On April 29, Remake, in collaboration with conscious fashion marketplace Galerie.LA, water-saving denim line Triarchy and leading sustainable fashion podcast Conscious Chatter, co-hosted the Los Angeles debut of Wear Your Values, the event circuit Remake tours around the world to turn fashion into a force for good.
The Wear Your Values sustainable pop-up shop and panel was held in an interactive space in ROW DTLA, a multi-use development where retailers, restaurants and offices are replacing the former American Apparel factory lot. ROW DTLA houses fashion brands such as Splendid and soon the Adidas Los Angeles HQ.
Talking about sustainable fashion next to some of the world’s biggest brands? Kind of revolutionary, isn’t it? The location matched the revolutionary tone of the panel conversation, moderated by Kestrel Jenkins, a slow fashion advocate who hosts the Conscious Chatter podcast. Kestrel asked each of the panelists to share their “woke” moments to make fashion do more good.
Ayesha, founder of Remake started off:
“The story of how our clothes are made is not new. We all know the story of sweatshops and the impact on our planet. But I have to apologize for us activists, because we’ve been telling you the story all wrong. Shaming you with how awful the fashion industry is but giving you little in terms of practical ways to be a part of the solution.”
Ayesha was describing the fleeting headlines, reporting that captures awful disasters such as the fall of Rana Plaza, where there was little direction on what everyday shoppers who care could actually do.
“Which is why I thought there was a space in this market to remake connections: woman to woman, maker to shopper. I founded Remake to put a human face to our clothes, so you can see yourself in the narrative of the people who make our clothes. I hope our stories can move you to buy better.”
Dechel founder of Galerie.LA continued with her woke story:
“Remake encourages us to ‘wear your values’ and at Galerie.LA we’re all about ‘shopping your values.’ I was a celebrity stylist for many years, and then became a conscious consumer. I couldn’t find the brands I wanted to wear and support that also supported my values.”

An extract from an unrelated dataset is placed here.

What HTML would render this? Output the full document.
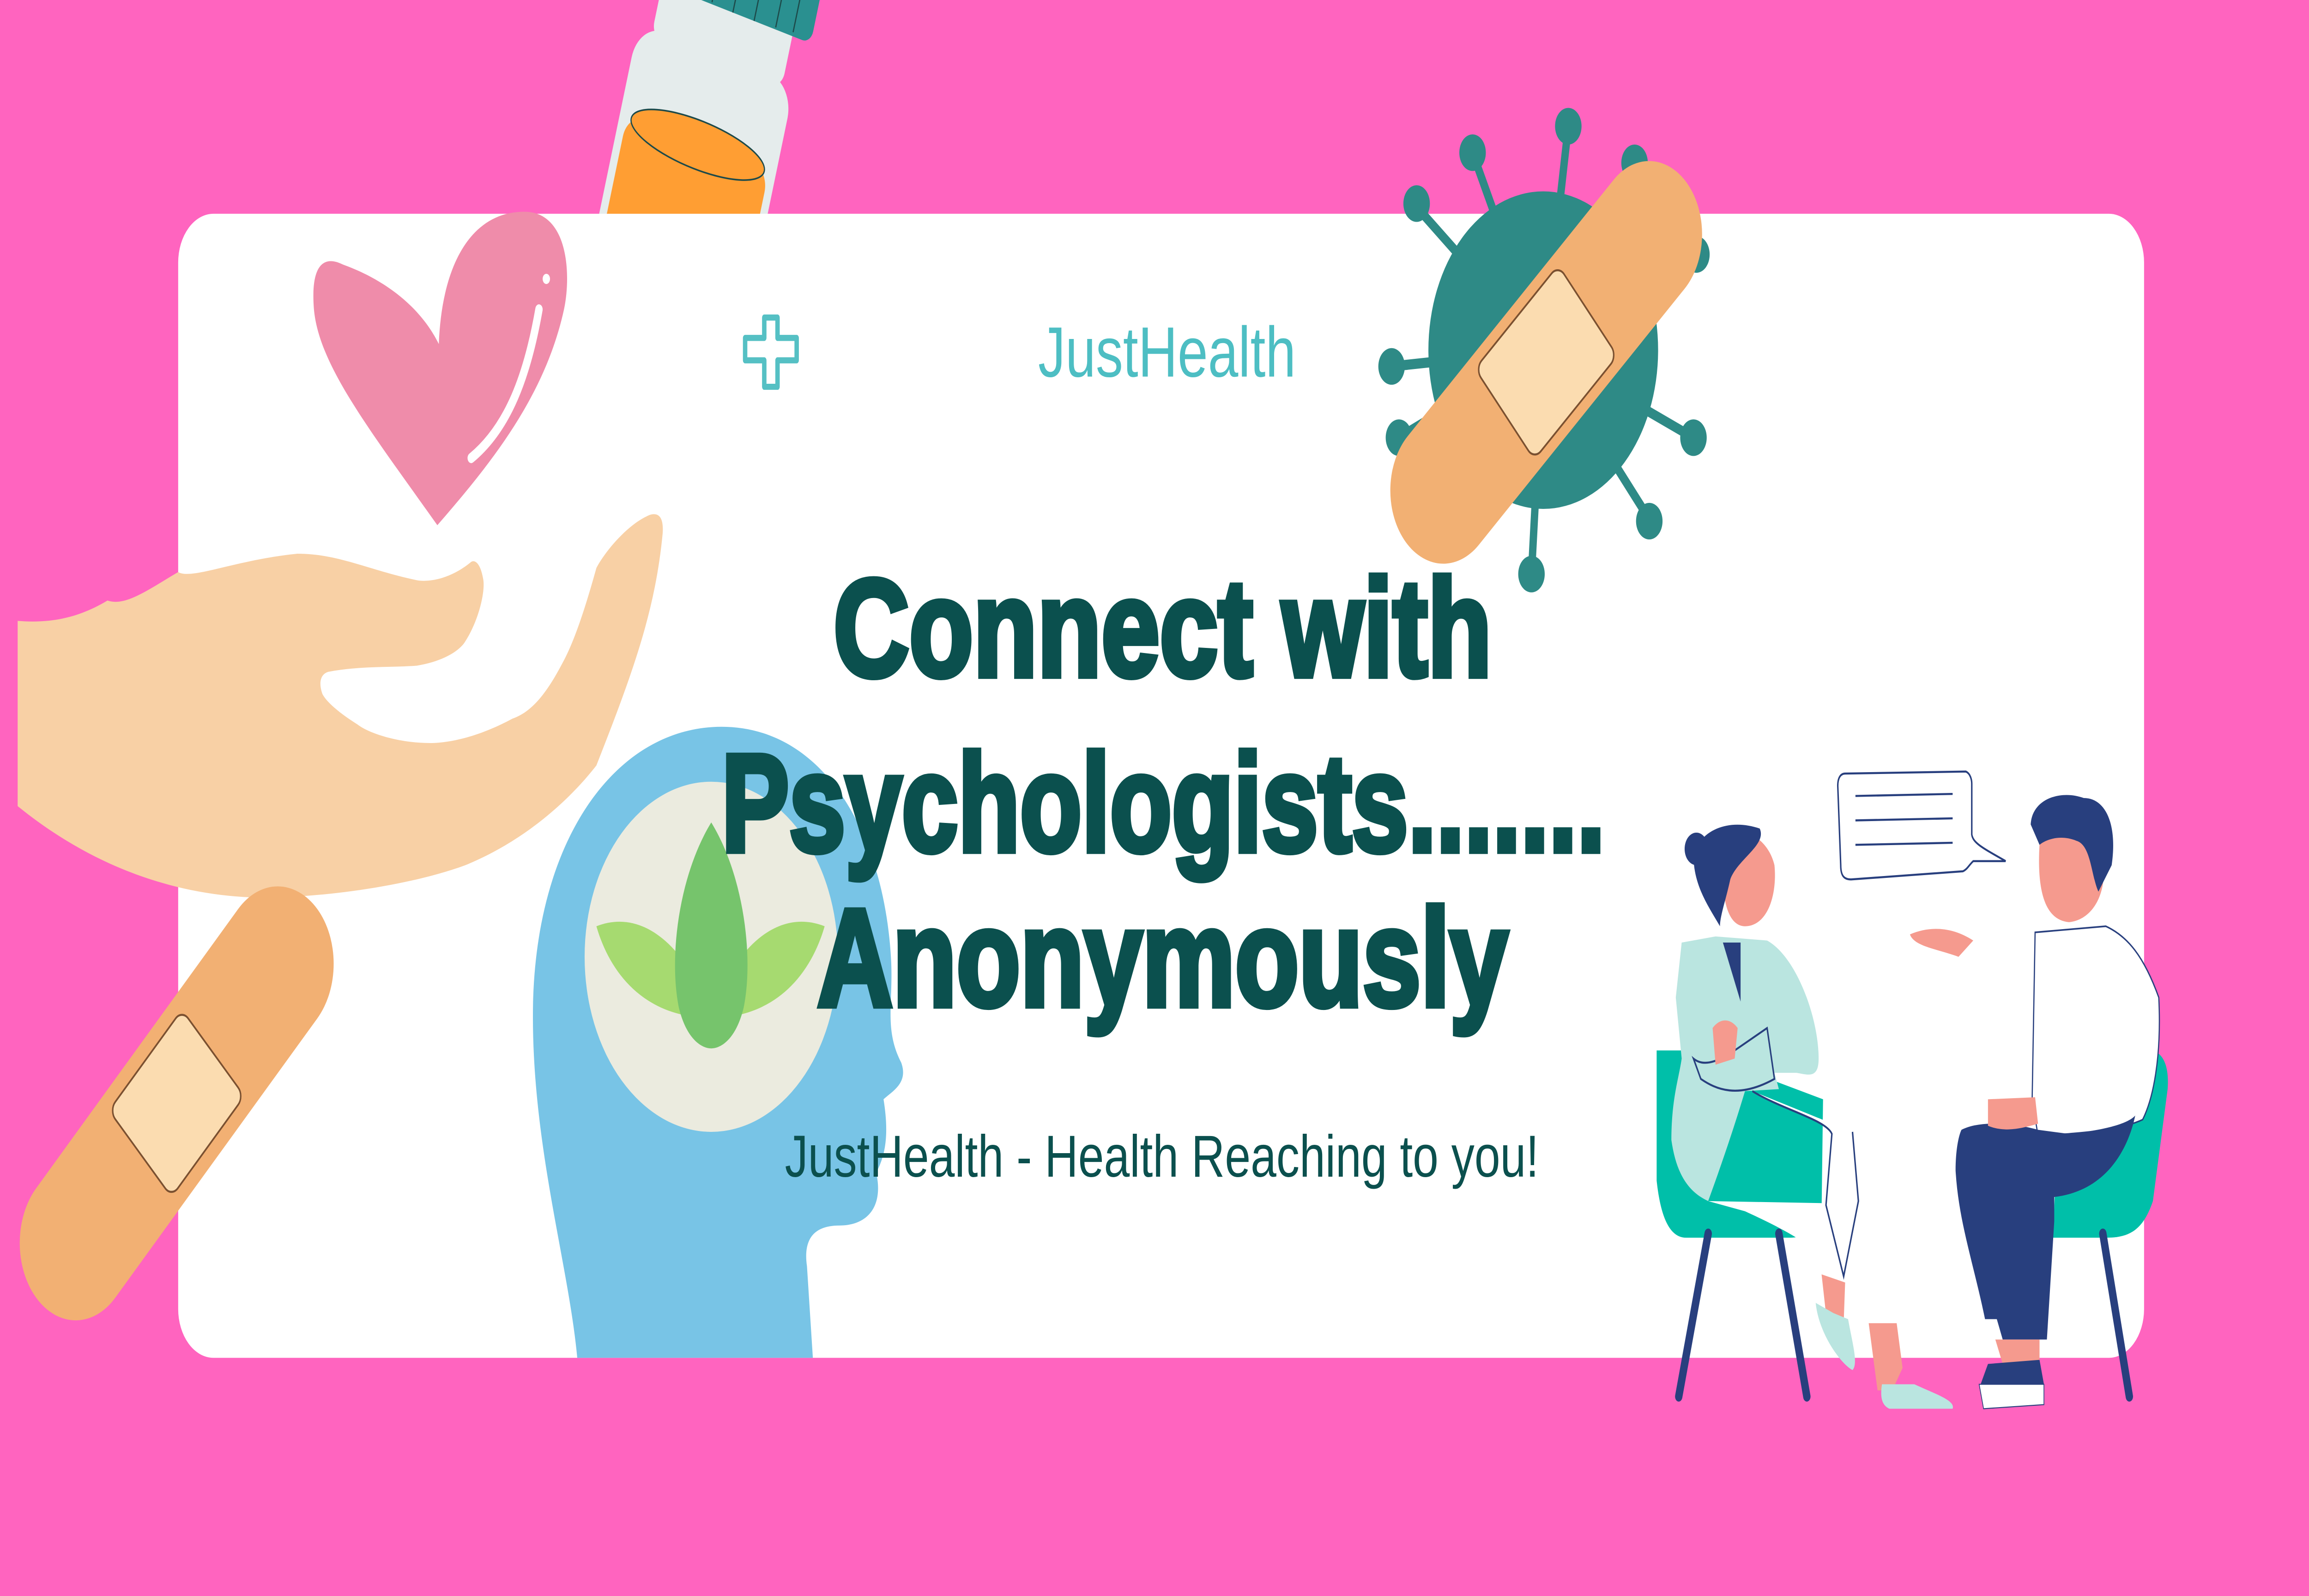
<!DOCTYPE html>
<html><head><style>html,body{margin:0;padding:0;background:#ff64bf;width:100%;height:100%;overflow:hidden}svg{display:block;position:absolute;left:0;top:0;width:100vw;height:100vh}</style></head>
<body>
<svg viewBox="0 0 1568 784" preserveAspectRatio="none" xmlns="http://www.w3.org/2000/svg">
<rect width="1568" height="784" fill="#ff64bf"/>
<g transform="translate(8,14) rotate(16 465 60)">
<rect x="410" y="10" width="110" height="140" rx="18" fill="#e5ecec"/>
<rect x="420" y="-25" width="92" height="40" rx="8" fill="#e5ecec"/>
<rect x="425" y="-42" width="100" height="30" rx="6" fill="#2a9090"/>
<g stroke="#1d4a4a" stroke-width="0.8"><line x1="440" y1="-40" x2="440" y2="-14"/><line x1="455" y1="-40" x2="455" y2="-13"/><line x1="470" y1="-40" x2="470" y2="-12"/><line x1="485" y1="-40" x2="485" y2="-12"/><line x1="500" y1="-40" x2="500" y2="-13"/><line x1="512" y1="-40" x2="512" y2="-14"/></g>
<rect x="415" y="55" width="100" height="70" rx="12" fill="#ff9e33"/>
<ellipse cx="465" cy="57" rx="47" ry="12" fill="#ff9e33" stroke="#1d4a4a" stroke-width="0.8"/>
</g>
<rect x="121" y="105" width="1335" height="562" rx="24" fill="#fff"/>
<path d="M297,258 C250,210 215,178 213,150 C211,125 225,127 233,130 C260,137 285,150 298,169 C300,130 320,104 356,104 C386,104 388,135 383,152 C370,195 333,228 297,258Z" fill="#ef8caa"/>
<path d="M366,152 C358,185 345,210 320,225" stroke="#fff" stroke-width="5" fill="none" stroke-linecap="round"/>
<circle cx="371" cy="137" r="2.5" fill="#fff"/>
<path d="M12,305 L12,396 C70,430 130,441 182,441 C240,440 290,432 316,425 C360,412 390,390 405,376 C430,330 445,300 450,262 C451,252 445,252 441,253 C425,258 410,272 405,279 C395,305 388,318 381,327 C370,342 360,350 348,353 C325,362 305,365 292,365 C270,365 250,360 243,356 C230,350 222,345 219,341 C216,335 218,331 223,330 C245,327 265,328 283,327 C300,325 312,320 316,315 C325,305 330,290 328,284 C326,276 322,275 320,276 C305,285 290,286 283,285 C250,280 230,272 202,272 C160,275 130,285 121,281 C100,290 85,298 73,295 C50,305 30,306 12,305Z" fill="#f8d0a5"/>
<g transform="translate(120,542) rotate(-45)">
<rect x="-135" y="-38" width="270" height="76" rx="38" fill="#f2b073"/>
<rect x="-35" y="-30" width="70" height="60" rx="6" fill="#fbdcb0" stroke="#7a5030" stroke-width="1"/>
</g>
<path d="M392,667 C386,620 360,560 362,492 C365,410 420,357 490,357 C560,357 600,410 605,470 C607,492 600,505 612,522 C617,532 606,536 600,540 C604,558 601,568 595,576 C600,592 590,602 570,602 C555,602 545,607 548,622 L552,667Z" fill="#78c4e6"/>
<ellipse cx="483" cy="470" rx="86" ry="86" fill="#ebebdf"/>
<path d="M405,455 C440,445 470,470 483,500 C440,500 415,480 405,455Z" fill="#a6da70"/>
<path d="M560,455 C525,445 495,470 483,500 C525,500 550,480 560,455Z" fill="#a6da70"/>
<path d="M483,404 C505,430 512,470 505,495 C500,510 490,515 483,515 C476,515 466,510 461,495 C454,470 461,430 483,404Z" fill="#76c46c"/>
<g fill="#2e8a86">
<circle cx="1048" cy="172" r="78"/>
<g stroke="#2e8a86" stroke-width="5">
<line x1="1048" y1="172" x2="1065" y2="62"/><line x1="1048" y1="172" x2="1000" y2="75"/><line x1="1048" y1="172" x2="960" y2="100"/><line x1="1048" y1="172" x2="945" y2="180"/><line x1="1048" y1="172" x2="950" y2="215"/><line x1="1048" y1="172" x2="1150" y2="125"/><line x1="1048" y1="172" x2="1150" y2="215"/><line x1="1048" y1="172" x2="1120" y2="255"/><line x1="1048" y1="172" x2="1040" y2="282"/><line x1="1048" y1="172" x2="1110" y2="80"/>
</g>
<circle cx="1065" cy="62" r="9"/><circle cx="1000" cy="75" r="9"/><circle cx="962" cy="100" r="9"/><circle cx="945" cy="180" r="9"/><circle cx="950" cy="215" r="9"/><circle cx="1152" cy="125" r="9"/><circle cx="1150" cy="215" r="9"/><circle cx="1120" cy="256" r="9"/><circle cx="1040" cy="282" r="9"/><circle cx="1110" cy="80" r="9"/>
</g>
<g transform="translate(1050,178) rotate(-42)">
<rect x="-130" y="-36" width="260" height="72" rx="36" fill="#f2b073"/>
<rect x="-38" y="-30" width="76" height="60" rx="6" fill="#fbdcb0" stroke="#7a5030" stroke-width="1"/>
</g>
<path d="M519,156 h9 v10 h13 v11 h-13 v13 h-9 v-13 h-13 v-11 h13z" fill="none" stroke="#55c0c4" stroke-width="3" stroke-linejoin="round"/>
<text x="705" y="185" font-family="Liberation Sans, sans-serif" font-size="35" fill="#4dbec3" textLength="175" lengthAdjust="spacingAndGlyphs">JustHealth</text>
<g font-family="Liberation Sans, sans-serif" font-weight="bold" font-size="68" fill="#0b504e" stroke="#0b504e" stroke-width="3">
<text x="566" y="332" textLength="447" lengthAdjust="spacingAndGlyphs">Connect with</text>
<text x="490" y="418" textLength="600" lengthAdjust="spacingAndGlyphs">Psychologists.......</text>
<text x="555" y="494" textLength="469" lengthAdjust="spacingAndGlyphs">Anonymously</text>
</g>
<text x="533" y="578" font-family="Liberation Sans, sans-serif" font-size="29" fill="#0b504e" textLength="512" lengthAdjust="spacingAndGlyphs">JustHealth - Health Reaching to you!</text>
<path d="M1125,516 L1150,516 L1238,540 L1237,595 C1235,605 1225,608 1215,608 L1145,608 C1135,608 1128,600 1125,580 Z" fill="#00bfa9"/>
<path d="M1160,606 L1140,686" stroke="#283f7e" stroke-width="5" stroke-linecap="round"/>
<path d="M1208,606 L1227,686" stroke="#283f7e" stroke-width="5" stroke-linecap="round"/>
<path d="M1400,516 L1462,516 C1470,518 1473,525 1472,535 L1462,590 C1455,605 1445,608 1430,608 L1394,608 Z" fill="#00bfa9"/>
<path d="M1428,606 L1446,686" stroke="#283f7e" stroke-width="5" stroke-linecap="round"/>
<path d="M1142,463 L1165,460 L1200,462 C1220,470 1235,500 1235,520 C1235,530 1228,528 1220,527 L1205,527 L1208,535 L1185,536 C1175,560 1165,580 1160,590 C1145,585 1138,575 1135,560 C1135,540 1140,530 1142,520 L1138,490Z" fill="#bae5e0"/>
<path d="M1160,590 L1237,591 L1245,600 L1252,634 L1237,645 L1240,620 C1230,610 1200,600 1185,595Z" fill="#fff"/>
<path d="M1190,536 C1210,545 1240,550 1244,557 L1240,592 L1252,627 L1262,590 L1258,556" fill="#fff" stroke="#283f7e" stroke-width="1"/>
<path d="M1237,626 L1253,630 L1252,650 L1241,652Z" fill="#f59a8e"/>
<path d="M1233,640 C1235,655 1250,670 1258,673 C1262,670 1258,660 1255,648 L1245,645Z" fill="#bae5e0"/>
<path d="M1269,650 L1288,650 L1292,672 L1285,683 L1275,683Z" fill="#f59a8e"/>
<path d="M1278,680 L1300,680 C1315,685 1328,688 1326,692 L1283,692 C1277,690 1277,685 1278,680Z" fill="#bae5e0"/>
<path d="M1170,410 C1180,405 1200,410 1205,425 C1207,440 1200,455 1185,455 C1175,455 1170,445 1170,430Z" fill="#f59a8e"/>
<path d="M1150,420 C1155,407 1175,402 1195,407 C1200,415 1180,422 1175,432 C1172,442 1168,450 1168,455 C1160,445 1150,435 1150,420Z" fill="#283f7e"/>
<circle cx="1152" cy="417" r="8" fill="#283f7e"/>
<path d="M1170,463 L1182,492 L1182,463Z" fill="#283f7e"/>
<path d="M1150,520 C1158,525 1170,520 1180,515 L1200,505 L1205,530 C1180,540 1165,535 1155,530Z" fill="#bae5e0" stroke="#283f7e" stroke-width="1"/>
<path d="M1163,505 C1168,500 1175,500 1180,505 L1178,520 L1165,523Z" fill="#f59a8e"/>
<path d="M1382,458 L1430,455 C1445,460 1456,470 1466,490 C1468,520 1462,540 1455,550 C1440,555 1420,556 1405,557 L1384,558 L1380,540 Z" fill="#fff" stroke="#283f7e" stroke-width="0.8"/>
<path d="M1332,555 C1345,550 1370,552 1384,555 L1405,557 C1430,555 1445,552 1450,548 C1445,565 1430,585 1395,588 L1395,600 L1390,658 L1360,658 L1356,648 L1348,648 C1340,620 1330,600 1328,575 C1328,565 1330,558 1332,555Z" fill="#283f7e"/>
<path d="M1350,540 L1382,539 L1384,552 C1370,555 1360,556 1350,553Z" fill="#f59a8e"/>
<path d="M1355,658 L1385,658 L1385,670 L1360,670Z" fill="#f59a8e"/>
<path d="M1350,670 L1385,668 L1388,680 L1345,680Z" fill="#283f7e"/>
<path d="M1344,680 L1388,680 L1388,690 L1347,692Z" fill="#fff" stroke="#283f7e" stroke-width="0.5"/>
<path d="M1385,415 C1392,405 1420,405 1428,420 C1432,440 1420,452 1405,453 C1390,452 1383,440 1385,415Z" fill="#f59a8e"/>
<path d="M1379,405 C1380,392 1400,388 1415,392 C1430,392 1438,405 1434,425 L1425,438 C1420,430 1420,415 1410,413 C1400,410 1390,412 1385,415Z" fill="#283f7e"/>
<path d="M1297,459 C1310,455 1325,455 1340,462 L1330,470 C1315,466 1300,465 1297,459Z" fill="#f59a8e"/>
<path d="M1253,380 L1335,379 C1338,380 1339,383 1339,385 L1339,410 C1340,414 1345,416 1362,423 L1340,423 C1337,425 1336,427 1333,428 L1257,432 C1252,432 1250,430 1250,425 L1248,386 C1248,382 1250,380 1253,380Z" fill="#fff" stroke="#283f7e" stroke-width="1"/>
<g stroke="#283f7e" stroke-width="1"><line x1="1260" y1="391" x2="1326" y2="390"/><line x1="1260" y1="403" x2="1326" y2="402"/><line x1="1260" y1="415" x2="1326" y2="414"/></g>
</svg>
</body></html>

Dechel described our growing ability to support beautifully made local brands or brands who support artisans and preserve their culture and history through design.
“You can value these things and wear them. So it’s not about chasing after the latest trends, but establishing a strong personal style that’s independent of those winds.”
Adam, Creative Director of Triarchy denim ran a conventional denim brand for a few years until it became obvious to him and his sibling team how wasteful traditional denim is. Triarchy went offline for a year and redeveloped as a low water consuming, sustainable brand. They also launched their luxe Atelier line which is made entirely of repurposed denim. It’s their mission to shine a light on ways to make denim responsibly:
“What I’ve loved seeing since we’ve done this whole re-brand is that people gravitate towards it. I think that a lot of times, when people get the facts behind their garments it kind of shocks them, and then that gives way to new consumption habits.”
Prior to the panel, visitors enjoyed a pop-up of 12 unique sustainable brands including Ziran and MATE the Label. They also toured the 1,200 sqft interactive space, featuring videos sponsored by Remake and Beyond the Label and other immersive and educative installations.
Triarchy storied their production process in 3D, showing inspiration to final product through touchable denim moments. Social Clothing, a brand who hand paints activist statements on upcycled jackets, did live painting while displaying their values-driven line.
The SnapBar sponsored a very fun selfie experience where Remake Ambassadors and guests got silly striking a pose.
Our first activation of Wear Your Values in Los Angeles united all layers of our movement from education and dialogue to a shoppable ethical fashion experience.
Guests came away with facts the fashion industry didn’t want them to know and practical ways to #wearyourvalues.
The event closed out Fashion Revolution Week, a week when fashion enthusiasts worldwide come together to commemorate the 2013 Rana Plaza factory collapse in Bangladesh, where 1,134 men and women lost their lives. Each year during this week, the deadliest garment factory accident in history we ask our favorite brands #whomademyclothes?